### Objective
Pictures do not belong in your copy. Repeat all the other data exactly.

### Collected material

======

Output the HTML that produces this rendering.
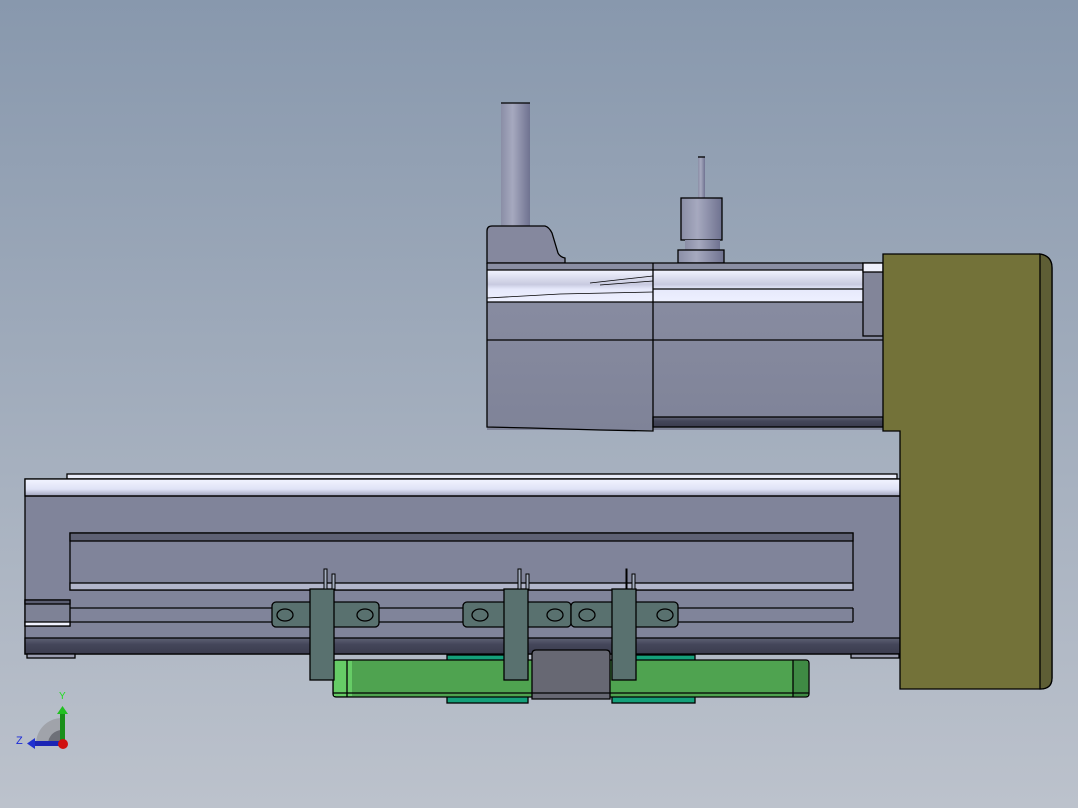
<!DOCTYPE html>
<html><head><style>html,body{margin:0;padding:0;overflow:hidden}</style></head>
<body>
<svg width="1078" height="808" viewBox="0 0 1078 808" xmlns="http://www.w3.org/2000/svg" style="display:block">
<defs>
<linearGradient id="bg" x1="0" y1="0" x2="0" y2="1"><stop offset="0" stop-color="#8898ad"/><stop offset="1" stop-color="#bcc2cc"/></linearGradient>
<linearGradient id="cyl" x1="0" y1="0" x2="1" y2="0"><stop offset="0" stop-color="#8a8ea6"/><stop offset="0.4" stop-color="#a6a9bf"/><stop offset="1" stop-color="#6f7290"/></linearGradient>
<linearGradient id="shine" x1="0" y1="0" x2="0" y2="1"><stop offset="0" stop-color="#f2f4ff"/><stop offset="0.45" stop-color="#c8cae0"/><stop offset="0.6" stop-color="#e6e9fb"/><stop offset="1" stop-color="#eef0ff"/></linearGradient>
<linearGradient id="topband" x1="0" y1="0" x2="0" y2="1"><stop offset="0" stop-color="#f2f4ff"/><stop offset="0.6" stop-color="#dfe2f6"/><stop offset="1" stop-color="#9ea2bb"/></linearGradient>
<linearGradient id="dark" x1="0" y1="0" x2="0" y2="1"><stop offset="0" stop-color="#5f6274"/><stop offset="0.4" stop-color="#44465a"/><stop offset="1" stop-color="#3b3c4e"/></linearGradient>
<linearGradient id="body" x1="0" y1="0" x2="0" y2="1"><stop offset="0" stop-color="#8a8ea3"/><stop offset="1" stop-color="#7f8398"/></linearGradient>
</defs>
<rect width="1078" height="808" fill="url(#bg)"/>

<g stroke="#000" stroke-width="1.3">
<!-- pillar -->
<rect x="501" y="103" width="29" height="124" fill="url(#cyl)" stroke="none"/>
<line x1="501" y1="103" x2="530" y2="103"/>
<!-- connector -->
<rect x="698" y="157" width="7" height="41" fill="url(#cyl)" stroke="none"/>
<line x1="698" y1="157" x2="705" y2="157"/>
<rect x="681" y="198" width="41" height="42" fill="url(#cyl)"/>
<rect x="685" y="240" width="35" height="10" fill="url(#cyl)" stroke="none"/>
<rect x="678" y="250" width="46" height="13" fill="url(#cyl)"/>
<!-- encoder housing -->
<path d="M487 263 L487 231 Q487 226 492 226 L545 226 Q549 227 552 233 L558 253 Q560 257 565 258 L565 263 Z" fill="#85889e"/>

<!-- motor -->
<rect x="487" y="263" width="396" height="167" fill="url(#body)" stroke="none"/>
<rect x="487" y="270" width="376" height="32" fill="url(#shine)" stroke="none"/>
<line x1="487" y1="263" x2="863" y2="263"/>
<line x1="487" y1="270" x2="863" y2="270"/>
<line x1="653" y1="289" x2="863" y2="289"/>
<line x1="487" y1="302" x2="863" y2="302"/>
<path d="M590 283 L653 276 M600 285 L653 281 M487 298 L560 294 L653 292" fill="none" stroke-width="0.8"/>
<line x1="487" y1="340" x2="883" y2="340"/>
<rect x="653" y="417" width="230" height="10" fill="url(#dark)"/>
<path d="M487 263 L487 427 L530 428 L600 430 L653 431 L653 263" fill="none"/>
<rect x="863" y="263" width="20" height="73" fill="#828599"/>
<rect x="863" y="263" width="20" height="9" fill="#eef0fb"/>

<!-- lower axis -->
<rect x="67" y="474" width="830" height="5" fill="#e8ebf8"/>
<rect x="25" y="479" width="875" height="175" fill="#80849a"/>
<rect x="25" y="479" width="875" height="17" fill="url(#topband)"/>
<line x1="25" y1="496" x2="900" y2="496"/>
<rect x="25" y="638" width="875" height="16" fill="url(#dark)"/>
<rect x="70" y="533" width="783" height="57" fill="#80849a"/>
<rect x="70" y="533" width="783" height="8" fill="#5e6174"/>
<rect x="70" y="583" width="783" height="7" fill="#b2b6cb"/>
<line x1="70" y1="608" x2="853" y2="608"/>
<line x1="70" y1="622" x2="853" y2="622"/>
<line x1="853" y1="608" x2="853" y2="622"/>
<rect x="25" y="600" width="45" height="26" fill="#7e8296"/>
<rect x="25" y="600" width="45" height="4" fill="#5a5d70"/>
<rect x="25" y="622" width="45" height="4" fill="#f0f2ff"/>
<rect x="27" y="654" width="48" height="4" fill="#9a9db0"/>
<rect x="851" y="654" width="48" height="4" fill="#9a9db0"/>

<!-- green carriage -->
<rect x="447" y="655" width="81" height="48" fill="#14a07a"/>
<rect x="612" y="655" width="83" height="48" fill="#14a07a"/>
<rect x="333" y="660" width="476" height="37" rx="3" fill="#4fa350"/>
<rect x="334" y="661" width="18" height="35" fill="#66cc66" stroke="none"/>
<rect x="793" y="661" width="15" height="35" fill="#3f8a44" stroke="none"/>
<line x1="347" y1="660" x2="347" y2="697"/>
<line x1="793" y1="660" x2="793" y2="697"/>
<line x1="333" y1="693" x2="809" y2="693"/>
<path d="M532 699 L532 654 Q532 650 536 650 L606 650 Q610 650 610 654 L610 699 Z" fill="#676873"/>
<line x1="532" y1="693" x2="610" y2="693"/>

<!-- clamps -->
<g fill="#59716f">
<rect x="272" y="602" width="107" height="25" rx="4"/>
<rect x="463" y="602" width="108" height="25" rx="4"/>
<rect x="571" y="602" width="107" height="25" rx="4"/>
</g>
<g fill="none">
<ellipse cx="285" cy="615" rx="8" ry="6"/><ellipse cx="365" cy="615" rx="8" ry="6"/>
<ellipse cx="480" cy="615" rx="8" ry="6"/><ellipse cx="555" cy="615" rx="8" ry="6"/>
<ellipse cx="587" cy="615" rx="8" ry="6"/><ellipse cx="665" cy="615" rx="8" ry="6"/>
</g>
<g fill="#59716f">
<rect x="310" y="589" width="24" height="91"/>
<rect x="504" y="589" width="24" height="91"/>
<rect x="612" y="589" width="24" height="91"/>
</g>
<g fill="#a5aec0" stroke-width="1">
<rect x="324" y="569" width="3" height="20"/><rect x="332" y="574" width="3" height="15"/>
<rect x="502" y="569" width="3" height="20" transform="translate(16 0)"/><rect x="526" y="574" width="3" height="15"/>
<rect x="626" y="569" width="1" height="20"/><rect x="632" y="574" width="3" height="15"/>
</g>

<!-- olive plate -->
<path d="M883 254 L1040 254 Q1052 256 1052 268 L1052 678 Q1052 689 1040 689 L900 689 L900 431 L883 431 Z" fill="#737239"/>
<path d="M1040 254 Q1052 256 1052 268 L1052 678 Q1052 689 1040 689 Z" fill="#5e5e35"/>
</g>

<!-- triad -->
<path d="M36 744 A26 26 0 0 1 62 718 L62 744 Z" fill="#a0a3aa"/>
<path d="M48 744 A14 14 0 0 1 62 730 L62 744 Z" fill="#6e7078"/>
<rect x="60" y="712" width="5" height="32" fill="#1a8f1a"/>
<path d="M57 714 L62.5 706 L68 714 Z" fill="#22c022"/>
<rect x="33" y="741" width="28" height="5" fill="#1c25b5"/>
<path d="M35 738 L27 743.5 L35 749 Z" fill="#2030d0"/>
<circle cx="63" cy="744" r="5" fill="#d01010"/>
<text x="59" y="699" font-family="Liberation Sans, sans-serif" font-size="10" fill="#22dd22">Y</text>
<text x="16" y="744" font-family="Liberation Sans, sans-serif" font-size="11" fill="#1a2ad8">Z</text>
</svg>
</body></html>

======

### Expected answer
Output the HTML that produces this rendering.
<!DOCTYPE html>
<html><head><style>html,body{margin:0;padding:0;overflow:hidden}</style></head>
<body>
<svg width="1078" height="808" viewBox="0 0 1078 808" xmlns="http://www.w3.org/2000/svg" style="display:block">
<defs>
<linearGradient id="bg" x1="0" y1="0" x2="0" y2="1"><stop offset="0" stop-color="#8898ad"/><stop offset="1" stop-color="#bcc2cc"/></linearGradient>
<linearGradient id="cyl" x1="0" y1="0" x2="1" y2="0"><stop offset="0" stop-color="#8a8ea6"/><stop offset="0.4" stop-color="#a6a9bf"/><stop offset="1" stop-color="#6f7290"/></linearGradient>
<linearGradient id="shine" x1="0" y1="0" x2="0" y2="1"><stop offset="0" stop-color="#f2f4ff"/><stop offset="0.45" stop-color="#c8cae0"/><stop offset="0.6" stop-color="#e6e9fb"/><stop offset="1" stop-color="#eef0ff"/></linearGradient>
<linearGradient id="topband" x1="0" y1="0" x2="0" y2="1"><stop offset="0" stop-color="#f2f4ff"/><stop offset="0.6" stop-color="#dfe2f6"/><stop offset="1" stop-color="#9ea2bb"/></linearGradient>
<linearGradient id="dark" x1="0" y1="0" x2="0" y2="1"><stop offset="0" stop-color="#5f6274"/><stop offset="0.4" stop-color="#44465a"/><stop offset="1" stop-color="#3b3c4e"/></linearGradient>
<linearGradient id="body" x1="0" y1="0" x2="0" y2="1"><stop offset="0" stop-color="#8a8ea3"/><stop offset="1" stop-color="#7f8398"/></linearGradient>
</defs>
<rect width="1078" height="808" fill="url(#bg)"/>

<g stroke="#000" stroke-width="1.3">
<!-- pillar -->
<rect x="501" y="103" width="29" height="124" fill="url(#cyl)" stroke="none"/>
<line x1="501" y1="103" x2="530" y2="103"/>
<!-- connector -->
<rect x="698" y="157" width="7" height="41" fill="url(#cyl)" stroke="none"/>
<line x1="698" y1="157" x2="705" y2="157"/>
<rect x="681" y="198" width="41" height="42" fill="url(#cyl)"/>
<rect x="685" y="240" width="35" height="10" fill="url(#cyl)" stroke="none"/>
<rect x="678" y="250" width="46" height="13" fill="url(#cyl)"/>
<!-- encoder housing -->
<path d="M487 263 L487 231 Q487 226 492 226 L545 226 Q549 227 552 233 L558 253 Q560 257 565 258 L565 263 Z" fill="#85889e"/>

<!-- motor -->
<rect x="487" y="263" width="396" height="167" fill="url(#body)" stroke="none"/>
<rect x="487" y="270" width="376" height="32" fill="url(#shine)" stroke="none"/>
<line x1="487" y1="263" x2="863" y2="263"/>
<line x1="487" y1="270" x2="863" y2="270"/>
<line x1="653" y1="289" x2="863" y2="289"/>
<line x1="487" y1="302" x2="863" y2="302"/>
<path d="M590 283 L653 276 M600 285 L653 281 M487 298 L560 294 L653 292" fill="none" stroke-width="0.8"/>
<line x1="487" y1="340" x2="883" y2="340"/>
<rect x="653" y="417" width="230" height="10" fill="url(#dark)"/>
<path d="M487 263 L487 427 L530 428 L600 430 L653 431 L653 263" fill="none"/>
<rect x="863" y="263" width="20" height="73" fill="#828599"/>
<rect x="863" y="263" width="20" height="9" fill="#eef0fb"/>

<!-- lower axis -->
<rect x="67" y="474" width="830" height="5" fill="#e8ebf8"/>
<rect x="25" y="479" width="875" height="175" fill="#80849a"/>
<rect x="25" y="479" width="875" height="17" fill="url(#topband)"/>
<line x1="25" y1="496" x2="900" y2="496"/>
<rect x="25" y="638" width="875" height="16" fill="url(#dark)"/>
<rect x="70" y="533" width="783" height="57" fill="#80849a"/>
<rect x="70" y="533" width="783" height="8" fill="#5e6174"/>
<rect x="70" y="583" width="783" height="7" fill="#b2b6cb"/>
<line x1="70" y1="608" x2="853" y2="608"/>
<line x1="70" y1="622" x2="853" y2="622"/>
<line x1="853" y1="608" x2="853" y2="622"/>
<rect x="25" y="600" width="45" height="26" fill="#7e8296"/>
<rect x="25" y="600" width="45" height="4" fill="#5a5d70"/>
<rect x="25" y="622" width="45" height="4" fill="#f0f2ff"/>
<rect x="27" y="654" width="48" height="4" fill="#9a9db0"/>
<rect x="851" y="654" width="48" height="4" fill="#9a9db0"/>

<!-- green carriage -->
<rect x="447" y="655" width="81" height="48" fill="#14a07a"/>
<rect x="612" y="655" width="83" height="48" fill="#14a07a"/>
<rect x="333" y="660" width="476" height="37" rx="3" fill="#4fa350"/>
<rect x="334" y="661" width="18" height="35" fill="#66cc66" stroke="none"/>
<rect x="793" y="661" width="15" height="35" fill="#3f8a44" stroke="none"/>
<line x1="347" y1="660" x2="347" y2="697"/>
<line x1="793" y1="660" x2="793" y2="697"/>
<line x1="333" y1="693" x2="809" y2="693"/>
<path d="M532 699 L532 654 Q532 650 536 650 L606 650 Q610 650 610 654 L610 699 Z" fill="#676873"/>
<line x1="532" y1="693" x2="610" y2="693"/>

<!-- clamps -->
<g fill="#59716f">
<rect x="272" y="602" width="107" height="25" rx="4"/>
<rect x="463" y="602" width="108" height="25" rx="4"/>
<rect x="571" y="602" width="107" height="25" rx="4"/>
</g>
<g fill="none">
<ellipse cx="285" cy="615" rx="8" ry="6"/><ellipse cx="365" cy="615" rx="8" ry="6"/>
<ellipse cx="480" cy="615" rx="8" ry="6"/><ellipse cx="555" cy="615" rx="8" ry="6"/>
<ellipse cx="587" cy="615" rx="8" ry="6"/><ellipse cx="665" cy="615" rx="8" ry="6"/>
</g>
<g fill="#59716f">
<rect x="310" y="589" width="24" height="91"/>
<rect x="504" y="589" width="24" height="91"/>
<rect x="612" y="589" width="24" height="91"/>
</g>
<g fill="#a5aec0" stroke-width="1">
<rect x="324" y="569" width="3" height="20"/><rect x="332" y="574" width="3" height="15"/>
<rect x="502" y="569" width="3" height="20" transform="translate(16 0)"/><rect x="526" y="574" width="3" height="15"/>
<rect x="626" y="569" width="1" height="20"/><rect x="632" y="574" width="3" height="15"/>
</g>

<!-- olive plate -->
<path d="M883 254 L1040 254 Q1052 256 1052 268 L1052 678 Q1052 689 1040 689 L900 689 L900 431 L883 431 Z" fill="#737239"/>
<path d="M1040 254 Q1052 256 1052 268 L1052 678 Q1052 689 1040 689 Z" fill="#5e5e35"/>
</g>

<!-- triad -->
<path d="M36 744 A26 26 0 0 1 62 718 L62 744 Z" fill="#a0a3aa"/>
<path d="M48 744 A14 14 0 0 1 62 730 L62 744 Z" fill="#6e7078"/>
<rect x="60" y="712" width="5" height="32" fill="#1a8f1a"/>
<path d="M57 714 L62.5 706 L68 714 Z" fill="#22c022"/>
<rect x="33" y="741" width="28" height="5" fill="#1c25b5"/>
<path d="M35 738 L27 743.5 L35 749 Z" fill="#2030d0"/>
<circle cx="63" cy="744" r="5" fill="#d01010"/>
<text x="59" y="699" font-family="Liberation Sans, sans-serif" font-size="10" fill="#22dd22">Y</text>
<text x="16" y="744" font-family="Liberation Sans, sans-serif" font-size="11" fill="#1a2ad8">Z</text>
</svg>
</body></html>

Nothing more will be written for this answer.